Throw in the fact that Gasol is Bargnani's opposite, a European who likes playing a post-up game, and consider this has become like oil and water so far in L.A. with Howard. Gasol's touches are down and his scoring is almost five points a game less than last season. Bryant subsequently called out Gasol after the Spaniard complained about this, Kobe telling him to put his "big boy pants on."

The concern on getting Gasol for the Raptors is his contract. He's still owed close to $40 million US over the next two seasons. There's also a trade kicker in his contract that raises the cap hit on his team next year. After that, however, it's 'Hello, cap space.'" 

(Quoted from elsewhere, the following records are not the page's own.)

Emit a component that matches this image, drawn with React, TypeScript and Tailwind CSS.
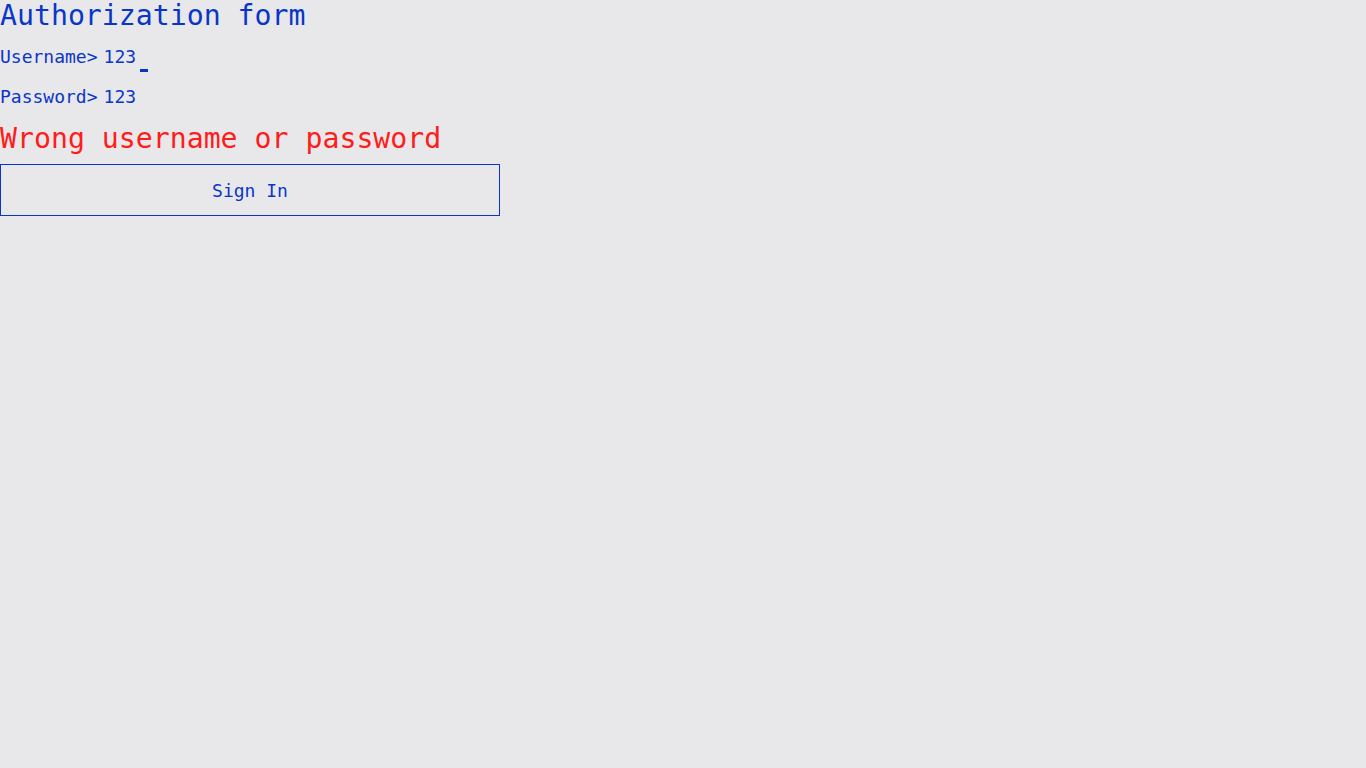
import { useState } from 'react'

const FONT = { fontFamily: '"DejaVu Sans Mono", "Liberation Mono", monospace' }

function Field({ label, value, focused }: { label: string; value: string; focused?: boolean }) {
  return (
    <div className="flex items-center h-[40px] text-[18px] leading-[24px]">
      <span>{label}</span>
      <span className="ml-[6px] relative">
        {value}
        {focused && <span className="absolute left-[36px] top-[24px] w-[8px] h-[3px] bg-[#0a36c8]" />}
      </span>
    </div>
  )
}

export default function App() {
  const [user] = useState('123')
  const [pass] = useState('123')

  return (
    <div className="min-h-screen w-full bg-[#e8e8ea] text-[#0a36c8]" style={FONT}>
      <div className="w-[500px] flex flex-col">
        <h1 className="text-[28.2px] leading-[32px] h-[32px]">Authorization form</h1>
        <div className="mt-[5px]">
          <Field label="Username>" value={user} focused />
          <Field label="Password>" value={pass} />
        </div>
        <p className="mt-[2px] text-[28.2px] leading-[40px] text-[#ff1c1c]">Wrong username or password</p>
        <button className="mt-[5px] h-[52px] w-[500px] border border-[#0a36c8] text-[18px] flex items-center justify-center">
          Sign In
        </button>
      </div>
    </div>
  )
}
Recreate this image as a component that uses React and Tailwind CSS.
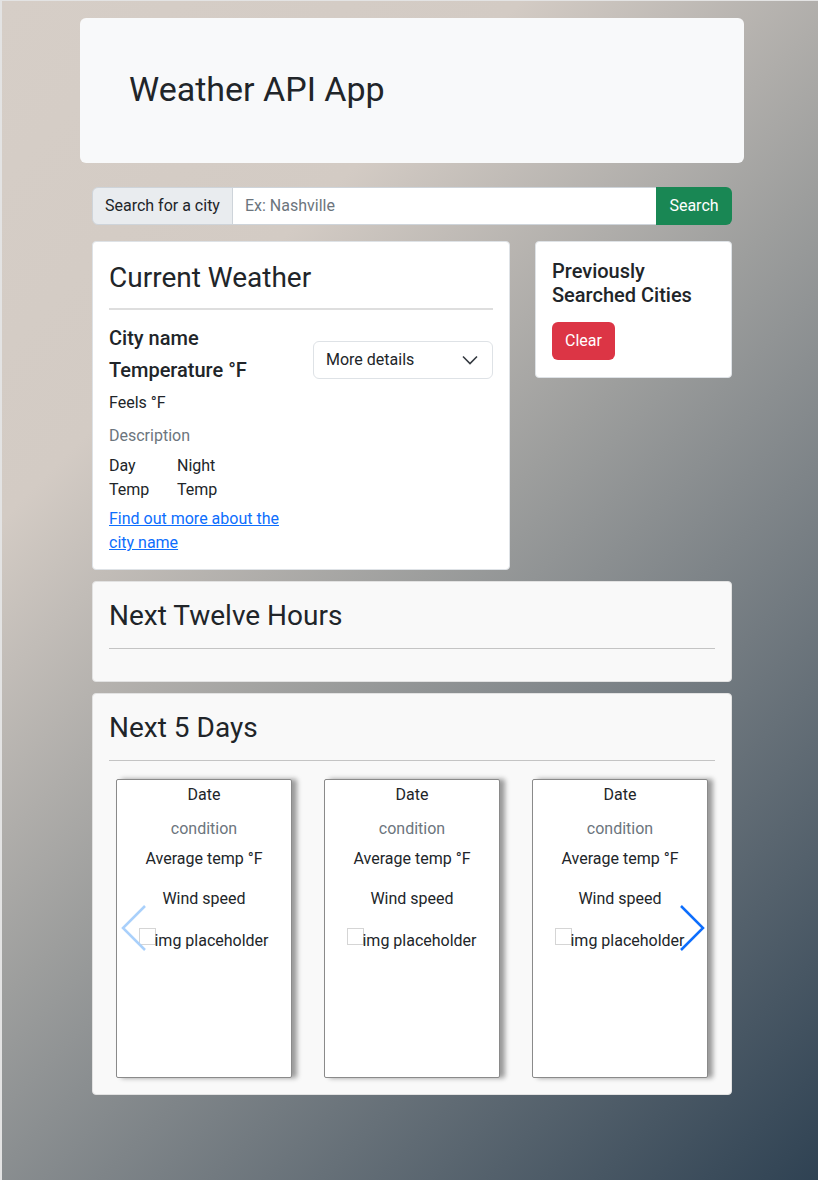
import React from "react";

// Weather dashboard: jumbotron, search bar, current weather, history, forecast carousel
const DayCard = () => (
  <div className="w-[176px] h-[299px] bg-white border border-[#8a8a8a] rounded-[2px] shadow-[5px_0_5px_#9a9a9a] flex flex-col items-center text-[16px] text-[#212529]">
    <p className="mt-[3px] leading-[24px]">Date</p>
    <p className="mt-[10px] leading-[24px] text-[#6c757d]">condition</p>
    <p className="mt-[6px] leading-[24px]">Average temp °F</p>
    <p className="mt-[16px] leading-[24px]">Wind speed</p>
    <p className="mt-[18px] leading-[24px] flex items-start">
      <span className="w-[17px] h-[17px] border border-[#d5d5d5] mt-[-1px] mr-[-2px]" />
      img placeholder
    </p>
  </div>
);

const Chevron = ({ dir, className }) => (
  <svg width="26" height="46" viewBox="0 0 26 46" className={className} fill="none" stroke="currentColor" strokeWidth="2.5">
    {dir === "left" ? <path d="M24 1 2 23l22 22" /> : <path d="M2 1l22 22L2 45" />}
  </svg>
);

export default function App() {
  return (
    <div
      className="min-h-[1180px] border-t border-l-2 border-[#e3e3e3] bg-[linear-gradient(135deg,#d6cec7_0%,#d3cbc4_26%,#9d9e9d_50%,#2f4253_100%)] pt-[17px] pb-[40px]"
      style={{ fontFamily: "Roboto, 'Liberation Sans', sans-serif" }}
    >
      <div className="w-[664px] ml-[78px]">
        <div className="bg-[#f8f9fa] rounded-[6px] h-[145px] flex items-center pl-[49px] pb-[4px]">
          <h1 className="text-[34px] text-[#212529] leading-none">Weather API App</h1>
        </div>

        <div className="px-[12px]">
          <div className="mt-[24px] flex h-[38px] text-[16px]">
            <span className="flex items-center px-[12px] bg-[#e9ecef] border border-[#ced4da] rounded-l-[6px] text-[#212529]">
              Search for a city
            </span>
            <input
              className="flex-1 px-[12px] bg-white border-y border-[#ced4da] outline-none placeholder:text-[#6c757d]"
              placeholder="Ex: Nashville"
            />
            <button className="w-[76px] bg-[#198754] text-white rounded-r-[6px]">Search</button>
          </div>

          <div className="mt-[16px] flex items-start gap-[25px]">
            <div className="w-[418px] h-[329px] bg-white border border-[#dee2e6] rounded-[4px] px-[16px] pt-[18px]">
              <h2 className="text-[28px] leading-[36px] text-[#212529]">Current Weather</h2>
              <hr className="mt-[12px] border-t-2 border-[#dedede]" />
              <div className="mt-[12px] flex justify-between">
                <div className="w-[180px] text-[16px] text-[#212529]">
                  <p className="text-[20px] font-medium leading-[32px]">City name</p>
                  <p className="text-[20px] font-medium leading-[32px]">Temperature °F</p>
                  <p className="mt-[1px] leading-[32px]">Feels °F</p>
                  <p className="leading-[34px] text-[#6c757d]">Description</p>
                  <div className="mt-[1px] flex leading-[24px]">
                    <div className="w-[68px]">
                      <p>Day</p>
                      <p>Temp</p>
                    </div>
                    <div>
                      <p>Night</p>
                      <p>Temp</p>
                    </div>
                  </div>
                  <a href="#" className="block mt-[5px] leading-[24px] text-[#0d6efd] underline">
                    Find out more about the city name
                  </a>
                </div>
                <div className="mt-[19px] w-[180px] h-[38px] border border-[#dee2e6] rounded-[6px] flex items-center justify-between pl-[12px] pr-[14px] text-[16px] text-[#212529]">
                  <span>More details</span>
                  <svg width="16" height="10" viewBox="0 0 16 10" fill="none" stroke="#343a40" strokeWidth="1.6">
                    <path d="M1 1.5l7 7 7-7" />
                  </svg>
                </div>
              </div>
            </div>

            <div className="flex-1 bg-white border border-[#dee2e6] rounded-[4px] px-[16px] pt-[17px] pb-[17px]">
              <h3 className="text-[20px] font-medium leading-[24px] text-[#212529]">Previously Searched Cities</h3>
              <button className="mt-[15px] h-[38px] px-[13px] bg-[#dc3545] text-white text-[16px] rounded-[6px]">
                Clear
              </button>
            </div>
          </div>

          <div className="mt-[11px] h-[101px] bg-[#f9f9f9] border border-[#e2e2e2] rounded-[4px] px-[16px] pt-[16px]">
            <h2 className="text-[28px] leading-[36px] text-[#212529]">Next Twelve Hours</h2>
            <hr className="mt-[14px] border-[#c4c4c4]" />
          </div>

          <div className="mt-[11px] bg-[#f9f9f9] border border-[#e2e2e2] rounded-[4px] px-[16px] pt-[16px] pb-[16px]">
            <h2 className="text-[28px] leading-[36px] text-[#212529]">Next 5 Days</h2>
            <hr className="mt-[14px] border-[#c4c4c4]" />
            <div className="relative mt-[18px] flex justify-center gap-[32px]">
              <DayCard />
              <DayCard />
              <DayCard />
              <Chevron dir="left" className="absolute left-[12px] top-[126px] text-[#a9d0fb]" />
              <Chevron dir="right" className="absolute right-[10px] top-[126px] text-[#0d6efd]" />
            </div>
          </div>
        </div>
      </div>
    </div>
  );
}
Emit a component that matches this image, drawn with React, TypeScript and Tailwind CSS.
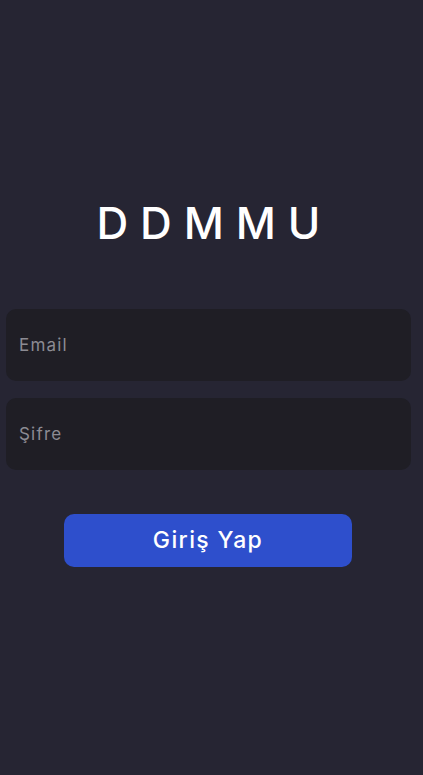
export default function App() {
  return (
    <div className="min-h-[775px] w-full bg-[#262533] flex flex-col px-[6px] pt-[195px]" style={{ fontFamily: "Inter, 'Open Sans', sans-serif" }}>
      <h1 className="text-center text-white text-[44px] leading-[56px] font-medium tracking-[0.27em] pl-[0.13em]">DDMMU</h1>
      <div className="mt-[58px] flex flex-col gap-[17px] w-[405px]">
        <input
          placeholder="Email"
          className="h-[72px] rounded-[10px] bg-[#1f1e25] px-[13px] text-[17px] tracking-[0.07em] text-white placeholder:text-[#8c8b93] outline-none"
        />
        <input
          type="password"
          placeholder="Şifre"
          className="h-[72px] rounded-[10px] bg-[#1f1e25] px-[13px] text-[17px] tracking-[0.07em] text-white placeholder:text-[#8c8b93] outline-none"
        />
      </div>
      <button className="mt-[44px] ml-[58px] w-[288px] h-[53px] rounded-[10px] bg-[#2e4fcc] text-white text-[23px] tracking-[0.06em] font-medium">
        Giriş Yap
      </button>
    </div>
  )
}
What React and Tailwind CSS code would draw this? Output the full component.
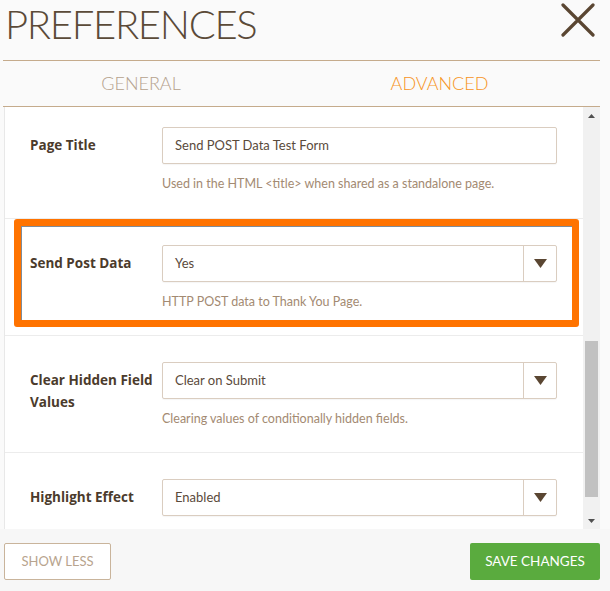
import React from 'react';

const sans = { fontFamily: 'Lato, "Open Sans", sans-serif' };

function Caret() {
  return (
    <svg width="13" height="9" viewBox="0 0 13 9" className="block">
      <path d="M0 0 H13 L6.5 9 Z" fill="#5a4632" />
    </svg>
  );
}

function Field({ value, select }) {
  return (
    <div className="flex h-[37px] w-[395px] items-stretch rounded-[2px] border border-[#dacdc0] bg-white shadow-[0_1px_1px_rgba(0,0,0,0.04)]">
      <div className="flex flex-1 items-center pl-[12px] text-[13px] text-[#5a4a3b]">{value}</div>
      {select && (
        <div className="flex w-[33px] items-center justify-center border-l border-[#dacdc0]">
          <Caret />
        </div>
      )}
    </div>
  );
}

function Row({ label, value, help, select, highlight, first }) {
  return (
    <div className={`relative flex shrink-0 border-b border-[#ececec] ${first ? 'h-[112px] pt-[20px]' : 'h-[117px] pt-[26px]'}`}>
      <div className="w-[157px] shrink-0 pl-[25px] pr-2 pt-[7px] text-[13.5px] font-bold leading-[22px] text-[#4b3b2c]" style={{ fontFamily: '"Open Sans", sans-serif' }}>
        {label}
      </div>
      <div className="flex flex-col">
        <Field value={value} select={select} />
        <div className="mt-[11px] text-[12.5px] text-[#a38a72]">{help}</div>
      </div>
      {highlight && (
        <div className="absolute left-[9px] right-[4px] top-0 bottom-[8px] rounded-[3px] border-[7px] border-[#ff7300] shadow-[inset_1px_1px_0_#7f8c99]" />
      )}
    </div>
  );
}

export default function App() {
  return (
    <div className="h-[591px] w-[610px] overflow-hidden bg-[#fafafa]" style={sans}>
      <div className="w-[600px] pl-[3px]">
        <div className="flex h-[61px] items-start justify-between border-b border-[#c5ab8c]">
          <h1 className="pl-[2px] pt-[1px] text-[40px] font-light leading-[46px] tracking-[-1.3px] text-[#5b4a38]">PREFERENCES</h1>
          <svg width="34" height="34" viewBox="0 0 34 34" className="mr-[5px] mt-[3px]">
            <path d="M2 2 L32 32 M32 2 L2 32" stroke="#5a4632" strokeWidth="3.2" strokeLinecap="round" />
          </svg>
        </div>
        <div className="flex h-[46px] items-center border-b border-[#c5ab8c] text-[18px] font-light">
          <div className="w-[276px] text-center text-[#b5a28d]">GENERAL</div>
          <div className="flex-1 text-center text-[#f7941d]">ADVANCED</div>
        </div>
      </div>

      <div className="flex h-[422px]">
        <div className="ml-[4px] flex w-[579px] flex-col overflow-hidden border-l border-[#e8e8e8] bg-white">
          <Row first label="Page Title" value="Send POST Data Test Form" help="Used in the HTML <title> when shared as a standalone page." />
          <Row highlight select label="Send Post Data" value="Yes" help="HTTP POST data to Thank You Page." />
          <Row select label={<>Clear Hidden Field<br />Values</>} value="Clear on Submit" help="Clearing values of conditionally hidden fields." />
          <Row select label="Highlight Effect" value="Enabled" help="Allow the highlight effect on form fields." />
        </div>
        <div className="flex w-[17px] flex-col items-center bg-[#f1f1f1]">
          <svg width="7" height="4" viewBox="0 0 7 4" className="mt-[7px]"><path d="M3.5 0 L7 4 H0 Z" fill="#505050" /></svg>
          <div className="mt-[223px] h-[156px] w-[13px] bg-[#c1c1c1]" />
          <svg width="7" height="4" viewBox="0 0 7 4" className="mt-[22px]"><path d="M0 0 H7 L3.5 4 Z" fill="#505050" /></svg>
        </div>
      </div>

      <div className="flex h-[62px] items-start justify-between bg-[#f7f7f7] pl-[4px] pt-[14px] pr-[10px]">
        <button className="h-[37px] w-[107px] rounded-[2px] border border-[#c9b49b] bg-white text-[13px] text-[#b8a48e]">SHOW LESS</button>
        <button className="h-[37px] w-[130px] rounded-[2px] bg-[#5aab3e] text-[13.5px] text-white">SAVE CHANGES</button>
      </div>
    </div>
  );
}
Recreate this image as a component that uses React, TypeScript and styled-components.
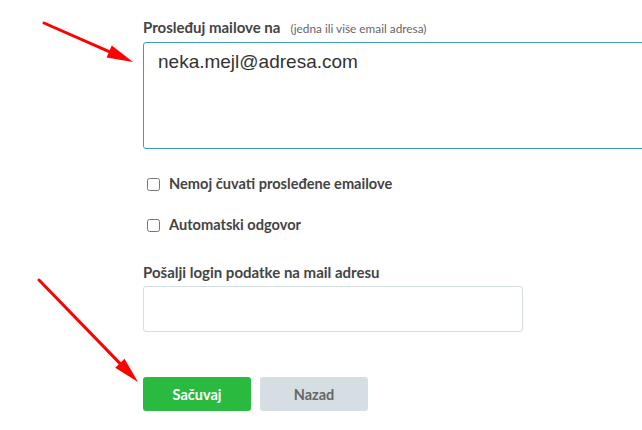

But all of this is speculation and hyperbole. I think it's fairly safe to say at this point that Gasol is going to be traded by the Lakers and Bargnani and Calderon should be traded by the Raptors. But will they get together? Unfortunately, there's still a good chance after all is said and done that L.A. doesn't want anything to do with the man known as Il Mago.

Popping Off 

My first reaction to David Stern's ludicrous $250,000 US fine on head coach Gregg Popovich for sending the San Antonio Spurs' aging stars home ahead of last Thursday's game in Miami was that it was further evidence of the commissioner's decline. However, the truth is, it was circumstantial.

The NBA uses Thursday night TNT games as a showcase and that's why Stern went crazy. I find it very difficult to believe that the same fine would have been levied had Pop sent Tim Duncan, Tony Parker and Manu Ginobili home from a Monday night game in Salt Lake City. A nationally televised tilt with the defending NBA champs, though? Problems.

Perhaps Popovich erred by sending the players back to San Antonio and not keeping them at the arena in Miami. But that's Pop for you. The purely circumstantial fine was the NBA for you.